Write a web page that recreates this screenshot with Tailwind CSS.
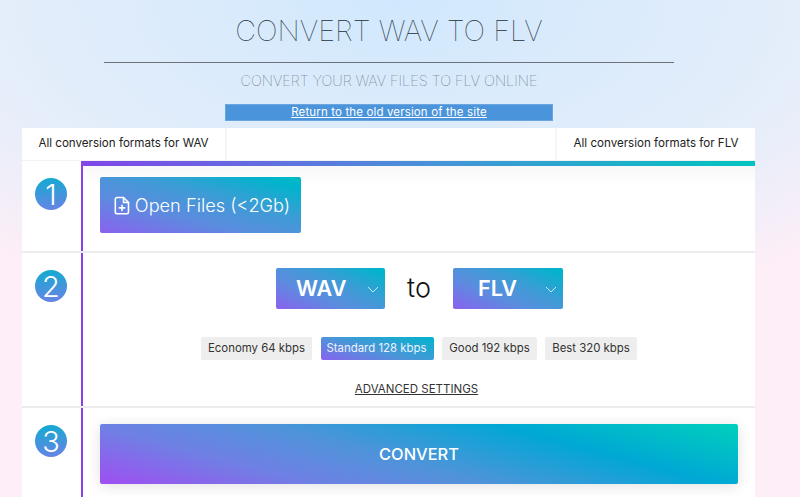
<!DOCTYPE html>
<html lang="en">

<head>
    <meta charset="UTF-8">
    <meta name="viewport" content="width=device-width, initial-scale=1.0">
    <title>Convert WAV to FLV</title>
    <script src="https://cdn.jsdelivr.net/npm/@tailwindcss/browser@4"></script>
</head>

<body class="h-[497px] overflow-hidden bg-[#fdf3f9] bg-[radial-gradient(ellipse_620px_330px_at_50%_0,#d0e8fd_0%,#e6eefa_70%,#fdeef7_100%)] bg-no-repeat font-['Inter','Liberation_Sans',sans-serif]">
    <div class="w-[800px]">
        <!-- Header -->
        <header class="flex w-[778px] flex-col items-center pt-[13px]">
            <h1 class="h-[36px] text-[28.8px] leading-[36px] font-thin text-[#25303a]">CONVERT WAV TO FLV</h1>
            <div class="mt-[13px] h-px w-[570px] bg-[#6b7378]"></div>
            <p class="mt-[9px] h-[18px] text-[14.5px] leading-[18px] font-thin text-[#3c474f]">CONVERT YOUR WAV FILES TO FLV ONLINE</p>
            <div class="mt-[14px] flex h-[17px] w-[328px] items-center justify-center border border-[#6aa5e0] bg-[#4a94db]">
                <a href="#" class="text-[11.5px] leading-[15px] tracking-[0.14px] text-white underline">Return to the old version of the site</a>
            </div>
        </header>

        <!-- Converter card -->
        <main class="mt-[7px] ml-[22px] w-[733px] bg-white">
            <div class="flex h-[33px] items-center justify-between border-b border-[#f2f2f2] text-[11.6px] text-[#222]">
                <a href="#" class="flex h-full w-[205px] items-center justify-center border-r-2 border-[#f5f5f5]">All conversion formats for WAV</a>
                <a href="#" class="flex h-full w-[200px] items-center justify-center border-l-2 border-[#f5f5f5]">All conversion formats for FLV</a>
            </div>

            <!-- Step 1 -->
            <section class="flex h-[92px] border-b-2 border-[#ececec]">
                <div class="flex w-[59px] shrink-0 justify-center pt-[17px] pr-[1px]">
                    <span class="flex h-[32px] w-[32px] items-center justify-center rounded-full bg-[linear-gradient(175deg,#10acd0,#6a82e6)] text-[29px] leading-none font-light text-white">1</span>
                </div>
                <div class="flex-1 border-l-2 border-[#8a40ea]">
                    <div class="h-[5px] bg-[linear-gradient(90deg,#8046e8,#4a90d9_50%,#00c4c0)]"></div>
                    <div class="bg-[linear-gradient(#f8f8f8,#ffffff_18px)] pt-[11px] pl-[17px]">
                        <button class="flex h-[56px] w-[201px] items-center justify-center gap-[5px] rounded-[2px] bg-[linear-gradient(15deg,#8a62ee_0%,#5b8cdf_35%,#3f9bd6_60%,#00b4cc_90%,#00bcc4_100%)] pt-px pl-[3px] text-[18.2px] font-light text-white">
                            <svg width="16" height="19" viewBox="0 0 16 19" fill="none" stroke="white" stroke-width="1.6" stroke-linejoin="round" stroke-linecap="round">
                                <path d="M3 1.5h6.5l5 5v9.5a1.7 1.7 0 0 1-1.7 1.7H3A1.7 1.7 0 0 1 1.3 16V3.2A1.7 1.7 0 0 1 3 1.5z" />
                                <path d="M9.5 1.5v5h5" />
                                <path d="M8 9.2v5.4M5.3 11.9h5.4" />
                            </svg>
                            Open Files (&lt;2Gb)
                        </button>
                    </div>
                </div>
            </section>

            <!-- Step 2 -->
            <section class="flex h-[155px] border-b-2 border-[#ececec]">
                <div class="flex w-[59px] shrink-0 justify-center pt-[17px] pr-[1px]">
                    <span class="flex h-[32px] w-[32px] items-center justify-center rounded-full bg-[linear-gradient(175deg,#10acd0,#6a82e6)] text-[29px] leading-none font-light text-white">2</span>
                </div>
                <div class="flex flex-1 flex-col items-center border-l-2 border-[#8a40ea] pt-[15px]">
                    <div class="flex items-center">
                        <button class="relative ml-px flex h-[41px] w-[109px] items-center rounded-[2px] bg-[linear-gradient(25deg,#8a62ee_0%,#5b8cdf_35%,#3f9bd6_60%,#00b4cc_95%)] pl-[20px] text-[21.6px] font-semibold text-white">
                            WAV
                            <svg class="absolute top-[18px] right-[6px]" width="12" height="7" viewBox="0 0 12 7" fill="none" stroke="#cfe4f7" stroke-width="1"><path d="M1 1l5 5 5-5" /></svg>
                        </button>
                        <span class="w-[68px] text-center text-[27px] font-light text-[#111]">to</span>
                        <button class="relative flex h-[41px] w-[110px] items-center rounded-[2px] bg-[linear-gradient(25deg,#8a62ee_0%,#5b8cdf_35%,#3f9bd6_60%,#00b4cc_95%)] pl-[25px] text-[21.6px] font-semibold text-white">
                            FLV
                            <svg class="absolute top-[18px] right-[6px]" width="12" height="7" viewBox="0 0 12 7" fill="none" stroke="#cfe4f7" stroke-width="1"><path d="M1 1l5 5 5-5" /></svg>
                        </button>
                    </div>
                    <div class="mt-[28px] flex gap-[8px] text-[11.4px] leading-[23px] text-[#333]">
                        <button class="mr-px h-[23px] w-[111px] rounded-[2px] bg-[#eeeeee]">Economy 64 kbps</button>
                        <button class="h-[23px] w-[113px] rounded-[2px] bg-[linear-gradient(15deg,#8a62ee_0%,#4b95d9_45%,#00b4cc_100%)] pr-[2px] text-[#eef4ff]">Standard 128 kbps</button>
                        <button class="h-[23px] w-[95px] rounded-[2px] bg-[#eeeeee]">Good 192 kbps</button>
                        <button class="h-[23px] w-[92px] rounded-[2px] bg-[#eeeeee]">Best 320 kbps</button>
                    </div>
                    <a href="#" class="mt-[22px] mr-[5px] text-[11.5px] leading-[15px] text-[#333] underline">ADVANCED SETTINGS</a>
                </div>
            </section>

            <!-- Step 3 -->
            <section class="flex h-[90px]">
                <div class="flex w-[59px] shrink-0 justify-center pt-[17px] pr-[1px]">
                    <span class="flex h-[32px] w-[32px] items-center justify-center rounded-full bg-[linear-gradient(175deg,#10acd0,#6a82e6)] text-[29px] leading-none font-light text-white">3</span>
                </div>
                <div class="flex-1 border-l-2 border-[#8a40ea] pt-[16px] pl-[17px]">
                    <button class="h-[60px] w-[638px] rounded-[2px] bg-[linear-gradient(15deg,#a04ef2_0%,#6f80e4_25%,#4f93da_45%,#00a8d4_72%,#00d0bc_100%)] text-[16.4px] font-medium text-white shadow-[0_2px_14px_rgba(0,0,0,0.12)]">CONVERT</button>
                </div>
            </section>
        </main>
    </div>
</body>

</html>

Your objective: Produce an exact copy of each line of data, skipping embedded images.

Response to this exercise:
Write a web page that recreates this screenshot with Tailwind CSS.
<!DOCTYPE html>
<html lang="en">

<head>
    <meta charset="UTF-8">
    <meta name="viewport" content="width=device-width, initial-scale=1.0">
    <title>Convert WAV to FLV</title>
    <script src="https://cdn.jsdelivr.net/npm/@tailwindcss/browser@4"></script>
</head>

<body class="h-[497px] overflow-hidden bg-[#fdf3f9] bg-[radial-gradient(ellipse_620px_330px_at_50%_0,#d0e8fd_0%,#e6eefa_70%,#fdeef7_100%)] bg-no-repeat font-['Inter','Liberation_Sans',sans-serif]">
    <div class="w-[800px]">
        <!-- Header -->
        <header class="flex w-[778px] flex-col items-center pt-[13px]">
            <h1 class="h-[36px] text-[28.8px] leading-[36px] font-thin text-[#25303a]">CONVERT WAV TO FLV</h1>
            <div class="mt-[13px] h-px w-[570px] bg-[#6b7378]"></div>
            <p class="mt-[9px] h-[18px] text-[14.5px] leading-[18px] font-thin text-[#3c474f]">CONVERT YOUR WAV FILES TO FLV ONLINE</p>
            <div class="mt-[14px] flex h-[17px] w-[328px] items-center justify-center border border-[#6aa5e0] bg-[#4a94db]">
                <a href="#" class="text-[11.5px] leading-[15px] tracking-[0.14px] text-white underline">Return to the old version of the site</a>
            </div>
        </header>

        <!-- Converter card -->
        <main class="mt-[7px] ml-[22px] w-[733px] bg-white">
            <div class="flex h-[33px] items-center justify-between border-b border-[#f2f2f2] text-[11.6px] text-[#222]">
                <a href="#" class="flex h-full w-[205px] items-center justify-center border-r-2 border-[#f5f5f5]">All conversion formats for WAV</a>
                <a href="#" class="flex h-full w-[200px] items-center justify-center border-l-2 border-[#f5f5f5]">All conversion formats for FLV</a>
            </div>

            <!-- Step 1 -->
            <section class="flex h-[92px] border-b-2 border-[#ececec]">
                <div class="flex w-[59px] shrink-0 justify-center pt-[17px] pr-[1px]">
                    <span class="flex h-[32px] w-[32px] items-center justify-center rounded-full bg-[linear-gradient(175deg,#10acd0,#6a82e6)] text-[29px] leading-none font-light text-white">1</span>
                </div>
                <div class="flex-1 border-l-2 border-[#8a40ea]">
                    <div class="h-[5px] bg-[linear-gradient(90deg,#8046e8,#4a90d9_50%,#00c4c0)]"></div>
                    <div class="bg-[linear-gradient(#f8f8f8,#ffffff_18px)] pt-[11px] pl-[17px]">
                        <button class="flex h-[56px] w-[201px] items-center justify-center gap-[5px] rounded-[2px] bg-[linear-gradient(15deg,#8a62ee_0%,#5b8cdf_35%,#3f9bd6_60%,#00b4cc_90%,#00bcc4_100%)] pt-px pl-[3px] text-[18.2px] font-light text-white">
                            <svg width="16" height="19" viewBox="0 0 16 19" fill="none" stroke="white" stroke-width="1.6" stroke-linejoin="round" stroke-linecap="round">
                                <path d="M3 1.5h6.5l5 5v9.5a1.7 1.7 0 0 1-1.7 1.7H3A1.7 1.7 0 0 1 1.3 16V3.2A1.7 1.7 0 0 1 3 1.5z" />
                                <path d="M9.5 1.5v5h5" />
                                <path d="M8 9.2v5.4M5.3 11.9h5.4" />
                            </svg>
                            Open Files (&lt;2Gb)
                        </button>
                    </div>
                </div>
            </section>

            <!-- Step 2 -->
            <section class="flex h-[155px] border-b-2 border-[#ececec]">
                <div class="flex w-[59px] shrink-0 justify-center pt-[17px] pr-[1px]">
                    <span class="flex h-[32px] w-[32px] items-center justify-center rounded-full bg-[linear-gradient(175deg,#10acd0,#6a82e6)] text-[29px] leading-none font-light text-white">2</span>
                </div>
                <div class="flex flex-1 flex-col items-center border-l-2 border-[#8a40ea] pt-[15px]">
                    <div class="flex items-center">
                        <button class="relative ml-px flex h-[41px] w-[109px] items-center rounded-[2px] bg-[linear-gradient(25deg,#8a62ee_0%,#5b8cdf_35%,#3f9bd6_60%,#00b4cc_95%)] pl-[20px] text-[21.6px] font-semibold text-white">
                            WAV
                            <svg class="absolute top-[18px] right-[6px]" width="12" height="7" viewBox="0 0 12 7" fill="none" stroke="#cfe4f7" stroke-width="1"><path d="M1 1l5 5 5-5" /></svg>
                        </button>
                        <span class="w-[68px] text-center text-[27px] font-light text-[#111]">to</span>
                        <button class="relative flex h-[41px] w-[110px] items-center rounded-[2px] bg-[linear-gradient(25deg,#8a62ee_0%,#5b8cdf_35%,#3f9bd6_60%,#00b4cc_95%)] pl-[25px] text-[21.6px] font-semibold text-white">
                            FLV
                            <svg class="absolute top-[18px] right-[6px]" width="12" height="7" viewBox="0 0 12 7" fill="none" stroke="#cfe4f7" stroke-width="1"><path d="M1 1l5 5 5-5" /></svg>
                        </button>
                    </div>
                    <div class="mt-[28px] flex gap-[8px] text-[11.4px] leading-[23px] text-[#333]">
                        <button class="mr-px h-[23px] w-[111px] rounded-[2px] bg-[#eeeeee]">Economy 64 kbps</button>
                        <button class="h-[23px] w-[113px] rounded-[2px] bg-[linear-gradient(15deg,#8a62ee_0%,#4b95d9_45%,#00b4cc_100%)] pr-[2px] text-[#eef4ff]">Standard 128 kbps</button>
                        <button class="h-[23px] w-[95px] rounded-[2px] bg-[#eeeeee]">Good 192 kbps</button>
                        <button class="h-[23px] w-[92px] rounded-[2px] bg-[#eeeeee]">Best 320 kbps</button>
                    </div>
                    <a href="#" class="mt-[22px] mr-[5px] text-[11.5px] leading-[15px] text-[#333] underline">ADVANCED SETTINGS</a>
                </div>
            </section>

            <!-- Step 3 -->
            <section class="flex h-[90px]">
                <div class="flex w-[59px] shrink-0 justify-center pt-[17px] pr-[1px]">
                    <span class="flex h-[32px] w-[32px] items-center justify-center rounded-full bg-[linear-gradient(175deg,#10acd0,#6a82e6)] text-[29px] leading-none font-light text-white">3</span>
                </div>
                <div class="flex-1 border-l-2 border-[#8a40ea] pt-[16px] pl-[17px]">
                    <button class="h-[60px] w-[638px] rounded-[2px] bg-[linear-gradient(15deg,#a04ef2_0%,#6f80e4_25%,#4f93da_45%,#00a8d4_72%,#00d0bc_100%)] text-[16.4px] font-medium text-white shadow-[0_2px_14px_rgba(0,0,0,0.12)]">CONVERT</button>
                </div>
            </section>
        </main>
    </div>
</body>

</html>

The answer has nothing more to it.